The San Francisco proposal would require retailers to post the "specific absorption rate" next to mobile phones. The Federal Communications Commission require cell phone makers to register the SAR, which is a measurement of the amount of radiation absorbed by the human body.
In addition, retailers would be required to post information on where consumers can get educational materials on cell phone radiation. If signed the proposal is signed by Newsom, it would take effect beginning in February 2011. Violators would face fines up to $300.
Proponents say the proposal would little more than provide consumers with additional information in making a decision on which mobile phone to buy. "While research continues, this is a simple, inexpensive, common-sense idea that will ensure that San Franciscans have the information they need to choose the right phone for themselves and their families," Renee Sharp, director of the California office of the Environmental Working Group, said in a statement. The EWG is a national nonprofit research and advocacy group.
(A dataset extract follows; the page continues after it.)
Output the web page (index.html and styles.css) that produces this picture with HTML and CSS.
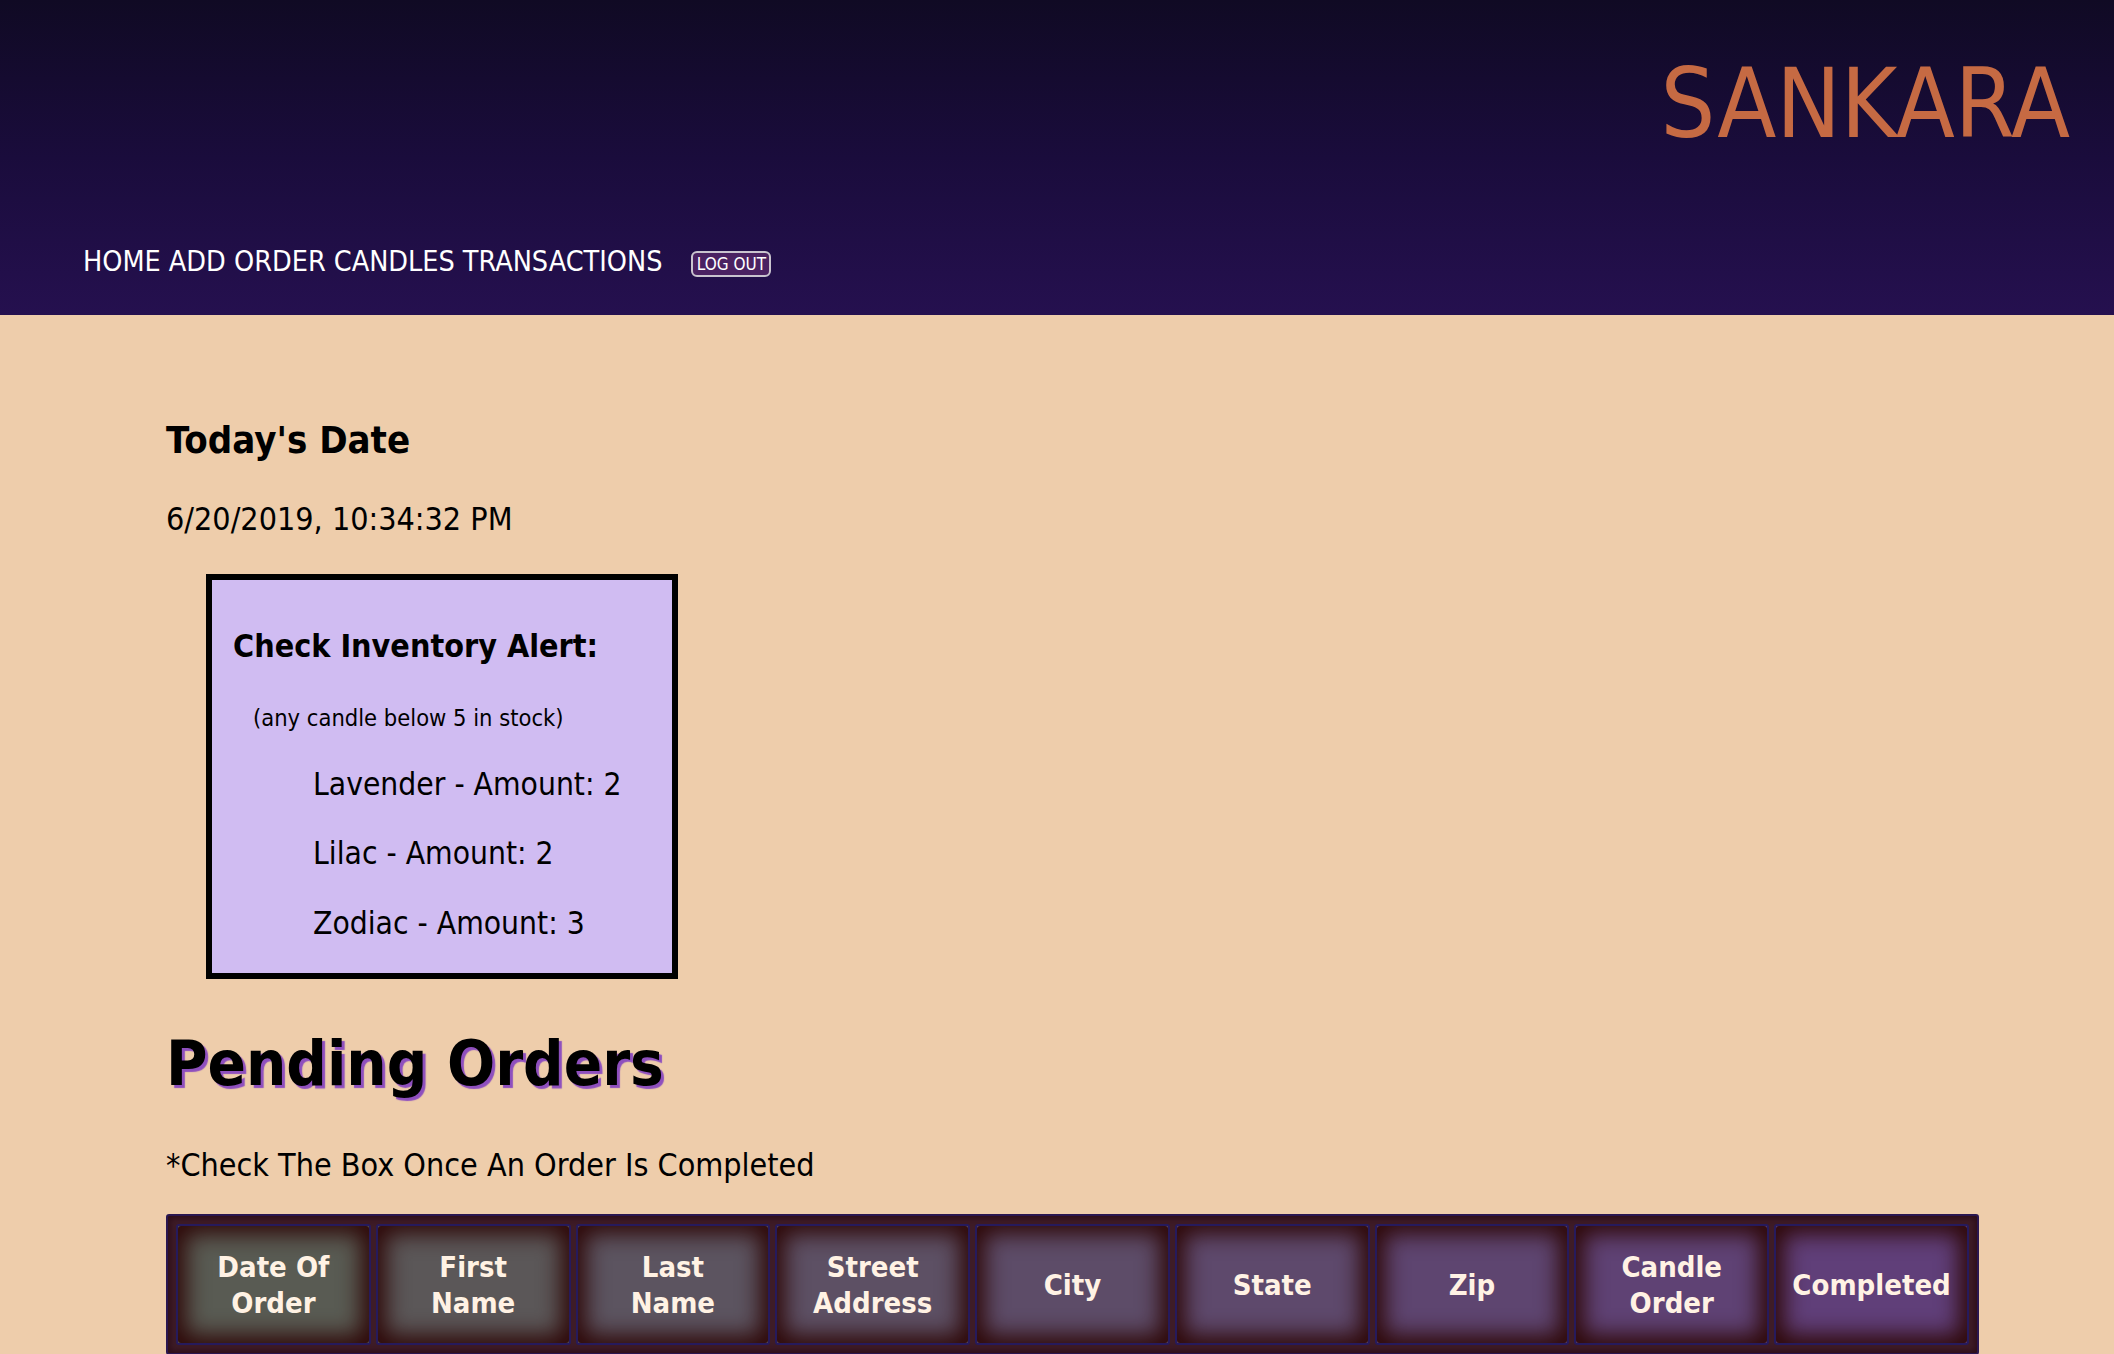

However, opponents of the proposal, including many San Francisco businesses, argue that the notices would be misleading, because consumers would assume that less radiation means lower health risk. In fact, all cell phones sold in the U.S. meet federal requirements, and there's no clear evidence that radiation under those levels presents a health risk.
A similar proposal died in the California Legislature this year, following intense lobbying by the mobile phone industry. Lawmakers in Maine killed a similar bill this year, even after the proposal had been watered down in an attempt to attract industry support.